--- begin INFORMATION SHOWN ---
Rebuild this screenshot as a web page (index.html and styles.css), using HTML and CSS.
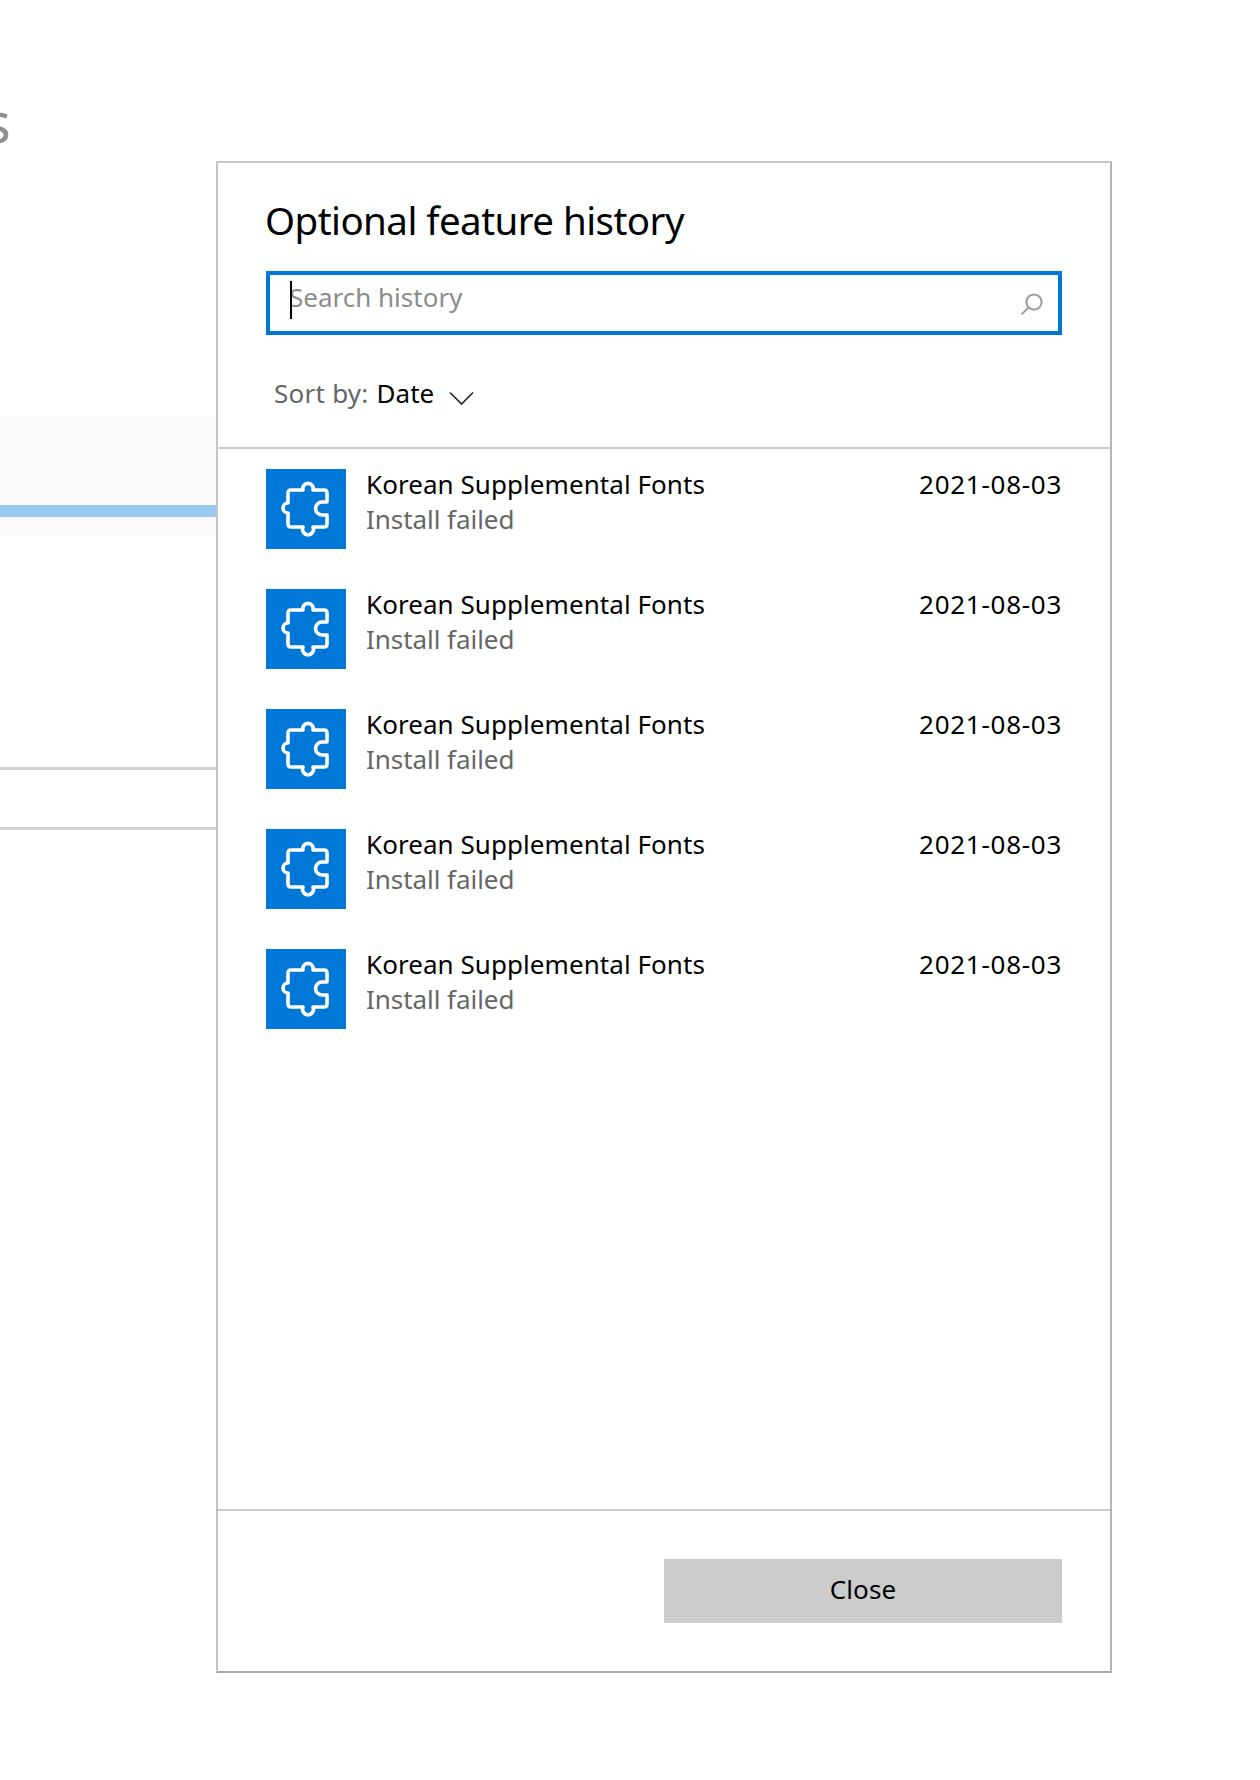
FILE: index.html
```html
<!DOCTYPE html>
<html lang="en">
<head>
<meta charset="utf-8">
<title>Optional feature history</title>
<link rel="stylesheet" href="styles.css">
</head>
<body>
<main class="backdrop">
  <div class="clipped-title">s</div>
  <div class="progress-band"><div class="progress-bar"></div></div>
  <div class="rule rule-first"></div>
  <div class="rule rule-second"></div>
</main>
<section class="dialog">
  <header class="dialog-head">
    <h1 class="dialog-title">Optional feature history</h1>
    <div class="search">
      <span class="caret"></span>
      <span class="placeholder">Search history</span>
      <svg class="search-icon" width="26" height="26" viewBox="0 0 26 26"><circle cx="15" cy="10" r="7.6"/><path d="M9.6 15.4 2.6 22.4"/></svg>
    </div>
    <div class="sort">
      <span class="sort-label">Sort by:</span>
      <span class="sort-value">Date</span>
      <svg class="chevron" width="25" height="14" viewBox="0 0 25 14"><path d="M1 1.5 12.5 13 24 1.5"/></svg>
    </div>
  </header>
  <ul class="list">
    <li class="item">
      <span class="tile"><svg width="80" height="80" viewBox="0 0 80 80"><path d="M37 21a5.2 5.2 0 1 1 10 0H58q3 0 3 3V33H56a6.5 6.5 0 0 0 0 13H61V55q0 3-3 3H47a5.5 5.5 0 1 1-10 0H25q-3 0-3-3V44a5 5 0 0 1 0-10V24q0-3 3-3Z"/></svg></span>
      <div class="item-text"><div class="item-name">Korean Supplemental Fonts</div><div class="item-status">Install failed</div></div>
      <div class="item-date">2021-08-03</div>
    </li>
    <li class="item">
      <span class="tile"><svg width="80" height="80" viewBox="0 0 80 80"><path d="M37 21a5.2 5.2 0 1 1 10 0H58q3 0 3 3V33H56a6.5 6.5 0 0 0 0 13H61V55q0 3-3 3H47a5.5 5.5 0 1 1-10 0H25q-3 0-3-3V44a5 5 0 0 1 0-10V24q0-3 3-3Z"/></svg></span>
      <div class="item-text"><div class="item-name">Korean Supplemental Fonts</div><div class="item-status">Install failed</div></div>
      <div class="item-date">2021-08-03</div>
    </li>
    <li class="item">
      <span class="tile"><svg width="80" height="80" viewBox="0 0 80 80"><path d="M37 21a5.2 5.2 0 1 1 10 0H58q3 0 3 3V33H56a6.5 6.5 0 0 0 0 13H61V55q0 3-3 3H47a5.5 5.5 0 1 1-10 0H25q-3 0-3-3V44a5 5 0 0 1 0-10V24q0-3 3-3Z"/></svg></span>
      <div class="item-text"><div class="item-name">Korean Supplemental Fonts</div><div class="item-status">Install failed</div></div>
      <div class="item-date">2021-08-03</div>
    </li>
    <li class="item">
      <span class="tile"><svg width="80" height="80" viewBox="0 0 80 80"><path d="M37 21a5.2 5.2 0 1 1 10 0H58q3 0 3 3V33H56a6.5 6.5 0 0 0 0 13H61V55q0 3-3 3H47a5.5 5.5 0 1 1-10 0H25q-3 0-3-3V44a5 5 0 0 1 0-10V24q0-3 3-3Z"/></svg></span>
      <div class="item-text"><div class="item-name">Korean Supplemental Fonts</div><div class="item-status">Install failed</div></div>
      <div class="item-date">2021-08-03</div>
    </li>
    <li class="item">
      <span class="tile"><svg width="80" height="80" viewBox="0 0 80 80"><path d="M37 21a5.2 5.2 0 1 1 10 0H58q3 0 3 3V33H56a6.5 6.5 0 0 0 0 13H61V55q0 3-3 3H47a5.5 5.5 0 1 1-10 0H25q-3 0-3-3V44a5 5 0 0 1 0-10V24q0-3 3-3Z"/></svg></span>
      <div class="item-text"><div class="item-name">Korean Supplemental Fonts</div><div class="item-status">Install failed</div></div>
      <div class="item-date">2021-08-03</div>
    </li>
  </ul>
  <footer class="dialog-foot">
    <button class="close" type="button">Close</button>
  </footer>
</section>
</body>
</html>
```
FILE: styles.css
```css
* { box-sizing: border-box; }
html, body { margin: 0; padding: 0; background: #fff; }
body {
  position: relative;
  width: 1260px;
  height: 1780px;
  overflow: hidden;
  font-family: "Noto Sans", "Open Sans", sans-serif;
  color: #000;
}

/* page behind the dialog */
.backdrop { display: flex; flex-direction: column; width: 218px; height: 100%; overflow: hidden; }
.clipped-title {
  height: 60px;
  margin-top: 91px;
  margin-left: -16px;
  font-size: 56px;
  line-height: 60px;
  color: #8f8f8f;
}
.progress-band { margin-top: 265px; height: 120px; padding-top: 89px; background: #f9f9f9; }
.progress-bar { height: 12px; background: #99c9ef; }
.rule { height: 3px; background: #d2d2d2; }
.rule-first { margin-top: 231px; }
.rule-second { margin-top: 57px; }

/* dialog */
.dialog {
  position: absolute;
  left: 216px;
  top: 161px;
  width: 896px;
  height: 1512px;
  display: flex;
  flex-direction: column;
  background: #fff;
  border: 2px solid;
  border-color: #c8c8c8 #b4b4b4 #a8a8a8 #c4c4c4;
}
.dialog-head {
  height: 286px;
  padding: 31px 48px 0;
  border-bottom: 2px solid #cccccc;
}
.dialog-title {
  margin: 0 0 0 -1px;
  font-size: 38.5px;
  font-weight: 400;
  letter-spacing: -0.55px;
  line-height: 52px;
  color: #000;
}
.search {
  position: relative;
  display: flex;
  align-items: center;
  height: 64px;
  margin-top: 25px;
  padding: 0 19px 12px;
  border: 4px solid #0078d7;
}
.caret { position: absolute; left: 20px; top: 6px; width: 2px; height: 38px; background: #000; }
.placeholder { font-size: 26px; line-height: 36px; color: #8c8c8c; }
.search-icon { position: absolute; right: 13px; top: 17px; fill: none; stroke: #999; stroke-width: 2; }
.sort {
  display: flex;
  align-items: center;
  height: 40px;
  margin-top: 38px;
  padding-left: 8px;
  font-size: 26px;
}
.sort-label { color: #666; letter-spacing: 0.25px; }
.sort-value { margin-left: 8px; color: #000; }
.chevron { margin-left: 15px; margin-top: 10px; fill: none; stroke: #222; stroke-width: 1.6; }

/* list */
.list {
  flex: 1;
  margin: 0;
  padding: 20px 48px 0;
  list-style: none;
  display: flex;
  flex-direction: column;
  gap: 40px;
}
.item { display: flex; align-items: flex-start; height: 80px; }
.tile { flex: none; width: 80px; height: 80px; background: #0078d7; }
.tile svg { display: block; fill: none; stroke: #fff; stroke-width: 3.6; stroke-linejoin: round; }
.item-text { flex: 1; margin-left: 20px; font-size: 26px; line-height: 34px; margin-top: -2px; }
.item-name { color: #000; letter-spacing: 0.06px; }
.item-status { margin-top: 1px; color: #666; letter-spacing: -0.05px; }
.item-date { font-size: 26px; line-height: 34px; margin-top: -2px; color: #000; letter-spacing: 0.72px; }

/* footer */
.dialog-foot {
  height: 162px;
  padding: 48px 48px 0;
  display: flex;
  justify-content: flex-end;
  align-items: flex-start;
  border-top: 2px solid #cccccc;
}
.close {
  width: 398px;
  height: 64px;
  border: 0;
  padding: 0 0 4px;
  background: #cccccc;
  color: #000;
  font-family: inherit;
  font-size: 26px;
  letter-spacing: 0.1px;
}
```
--- end INFORMATION SHOWN ---
(PROBLEM TO SOLVE):
Copy out each line exactly, without the pictures.

(ANSWER):
Rebuild this screenshot as a web page (index.html and styles.css), using HTML and CSS.
FILE: index.html
```html
<!DOCTYPE html>
<html lang="en">
<head>
<meta charset="utf-8">
<title>Optional feature history</title>
<link rel="stylesheet" href="styles.css">
</head>
<body>
<main class="backdrop">
  <div class="clipped-title">s</div>
  <div class="progress-band"><div class="progress-bar"></div></div>
  <div class="rule rule-first"></div>
  <div class="rule rule-second"></div>
</main>
<section class="dialog">
  <header class="dialog-head">
    <h1 class="dialog-title">Optional feature history</h1>
    <div class="search">
      <span class="caret"></span>
      <span class="placeholder">Search history</span>
      <svg class="search-icon" width="26" height="26" viewBox="0 0 26 26"><circle cx="15" cy="10" r="7.6"/><path d="M9.6 15.4 2.6 22.4"/></svg>
    </div>
    <div class="sort">
      <span class="sort-label">Sort by:</span>
      <span class="sort-value">Date</span>
      <svg class="chevron" width="25" height="14" viewBox="0 0 25 14"><path d="M1 1.5 12.5 13 24 1.5"/></svg>
    </div>
  </header>
  <ul class="list">
    <li class="item">
      <span class="tile"><svg width="80" height="80" viewBox="0 0 80 80"><path d="M37 21a5.2 5.2 0 1 1 10 0H58q3 0 3 3V33H56a6.5 6.5 0 0 0 0 13H61V55q0 3-3 3H47a5.5 5.5 0 1 1-10 0H25q-3 0-3-3V44a5 5 0 0 1 0-10V24q0-3 3-3Z"/></svg></span>
      <div class="item-text"><div class="item-name">Korean Supplemental Fonts</div><div class="item-status">Install failed</div></div>
      <div class="item-date">2021-08-03</div>
    </li>
    <li class="item">
      <span class="tile"><svg width="80" height="80" viewBox="0 0 80 80"><path d="M37 21a5.2 5.2 0 1 1 10 0H58q3 0 3 3V33H56a6.5 6.5 0 0 0 0 13H61V55q0 3-3 3H47a5.5 5.5 0 1 1-10 0H25q-3 0-3-3V44a5 5 0 0 1 0-10V24q0-3 3-3Z"/></svg></span>
      <div class="item-text"><div class="item-name">Korean Supplemental Fonts</div><div class="item-status">Install failed</div></div>
      <div class="item-date">2021-08-03</div>
    </li>
    <li class="item">
      <span class="tile"><svg width="80" height="80" viewBox="0 0 80 80"><path d="M37 21a5.2 5.2 0 1 1 10 0H58q3 0 3 3V33H56a6.5 6.5 0 0 0 0 13H61V55q0 3-3 3H47a5.5 5.5 0 1 1-10 0H25q-3 0-3-3V44a5 5 0 0 1 0-10V24q0-3 3-3Z"/></svg></span>
      <div class="item-text"><div class="item-name">Korean Supplemental Fonts</div><div class="item-status">Install failed</div></div>
      <div class="item-date">2021-08-03</div>
    </li>
    <li class="item">
      <span class="tile"><svg width="80" height="80" viewBox="0 0 80 80"><path d="M37 21a5.2 5.2 0 1 1 10 0H58q3 0 3 3V33H56a6.5 6.5 0 0 0 0 13H61V55q0 3-3 3H47a5.5 5.5 0 1 1-10 0H25q-3 0-3-3V44a5 5 0 0 1 0-10V24q0-3 3-3Z"/></svg></span>
      <div class="item-text"><div class="item-name">Korean Supplemental Fonts</div><div class="item-status">Install failed</div></div>
      <div class="item-date">2021-08-03</div>
    </li>
    <li class="item">
      <span class="tile"><svg width="80" height="80" viewBox="0 0 80 80"><path d="M37 21a5.2 5.2 0 1 1 10 0H58q3 0 3 3V33H56a6.5 6.5 0 0 0 0 13H61V55q0 3-3 3H47a5.5 5.5 0 1 1-10 0H25q-3 0-3-3V44a5 5 0 0 1 0-10V24q0-3 3-3Z"/></svg></span>
      <div class="item-text"><div class="item-name">Korean Supplemental Fonts</div><div class="item-status">Install failed</div></div>
      <div class="item-date">2021-08-03</div>
    </li>
  </ul>
  <footer class="dialog-foot">
    <button class="close" type="button">Close</button>
  </footer>
</section>
</body>
</html>
```
FILE: styles.css
```css
* { box-sizing: border-box; }
html, body { margin: 0; padding: 0; background: #fff; }
body {
  position: relative;
  width: 1260px;
  height: 1780px;
  overflow: hidden;
  font-family: "Noto Sans", "Open Sans", sans-serif;
  color: #000;
}

/* page behind the dialog */
.backdrop { display: flex; flex-direction: column; width: 218px; height: 100%; overflow: hidden; }
.clipped-title {
  height: 60px;
  margin-top: 91px;
  margin-left: -16px;
  font-size: 56px;
  line-height: 60px;
  color: #8f8f8f;
}
.progress-band { margin-top: 265px; height: 120px; padding-top: 89px; background: #f9f9f9; }
.progress-bar { height: 12px; background: #99c9ef; }
.rule { height: 3px; background: #d2d2d2; }
.rule-first { margin-top: 231px; }
.rule-second { margin-top: 57px; }

/* dialog */
.dialog {
  position: absolute;
  left: 216px;
  top: 161px;
  width: 896px;
  height: 1512px;
  display: flex;
  flex-direction: column;
  background: #fff;
  border: 2px solid;
  border-color: #c8c8c8 #b4b4b4 #a8a8a8 #c4c4c4;
}
.dialog-head {
  height: 286px;
  padding: 31px 48px 0;
  border-bottom: 2px solid #cccccc;
}
.dialog-title {
  margin: 0 0 0 -1px;
  font-size: 38.5px;
  font-weight: 400;
  letter-spacing: -0.55px;
  line-height: 52px;
  color: #000;
}
.search {
  position: relative;
  display: flex;
  align-items: center;
  height: 64px;
  margin-top: 25px;
  padding: 0 19px 12px;
  border: 4px solid #0078d7;
}
.caret { position: absolute; left: 20px; top: 6px; width: 2px; height: 38px; background: #000; }
.placeholder { font-size: 26px; line-height: 36px; color: #8c8c8c; }
.search-icon { position: absolute; right: 13px; top: 17px; fill: none; stroke: #999; stroke-width: 2; }
.sort {
  display: flex;
  align-items: center;
  height: 40px;
  margin-top: 38px;
  padding-left: 8px;
  font-size: 26px;
}
.sort-label { color: #666; letter-spacing: 0.25px; }
.sort-value { margin-left: 8px; color: #000; }
.chevron { margin-left: 15px; margin-top: 10px; fill: none; stroke: #222; stroke-width: 1.6; }

/* list */
.list {
  flex: 1;
  margin: 0;
  padding: 20px 48px 0;
  list-style: none;
  display: flex;
  flex-direction: column;
  gap: 40px;
}
.item { display: flex; align-items: flex-start; height: 80px; }
.tile { flex: none; width: 80px; height: 80px; background: #0078d7; }
.tile svg { display: block; fill: none; stroke: #fff; stroke-width: 3.6; stroke-linejoin: round; }
.item-text { flex: 1; margin-left: 20px; font-size: 26px; line-height: 34px; margin-top: -2px; }
.item-name { color: #000; letter-spacing: 0.06px; }
.item-status { margin-top: 1px; color: #666; letter-spacing: -0.05px; }
.item-date { font-size: 26px; line-height: 34px; margin-top: -2px; color: #000; letter-spacing: 0.72px; }

/* footer */
.dialog-foot {
  height: 162px;
  padding: 48px 48px 0;
  display: flex;
  justify-content: flex-end;
  align-items: flex-start;
  border-top: 2px solid #cccccc;
}
.close {
  width: 398px;
  height: 64px;
  border: 0;
  padding: 0 0 4px;
  background: #cccccc;
  color: #000;
  font-family: inherit;
  font-size: 26px;
  letter-spacing: 0.1px;
}
```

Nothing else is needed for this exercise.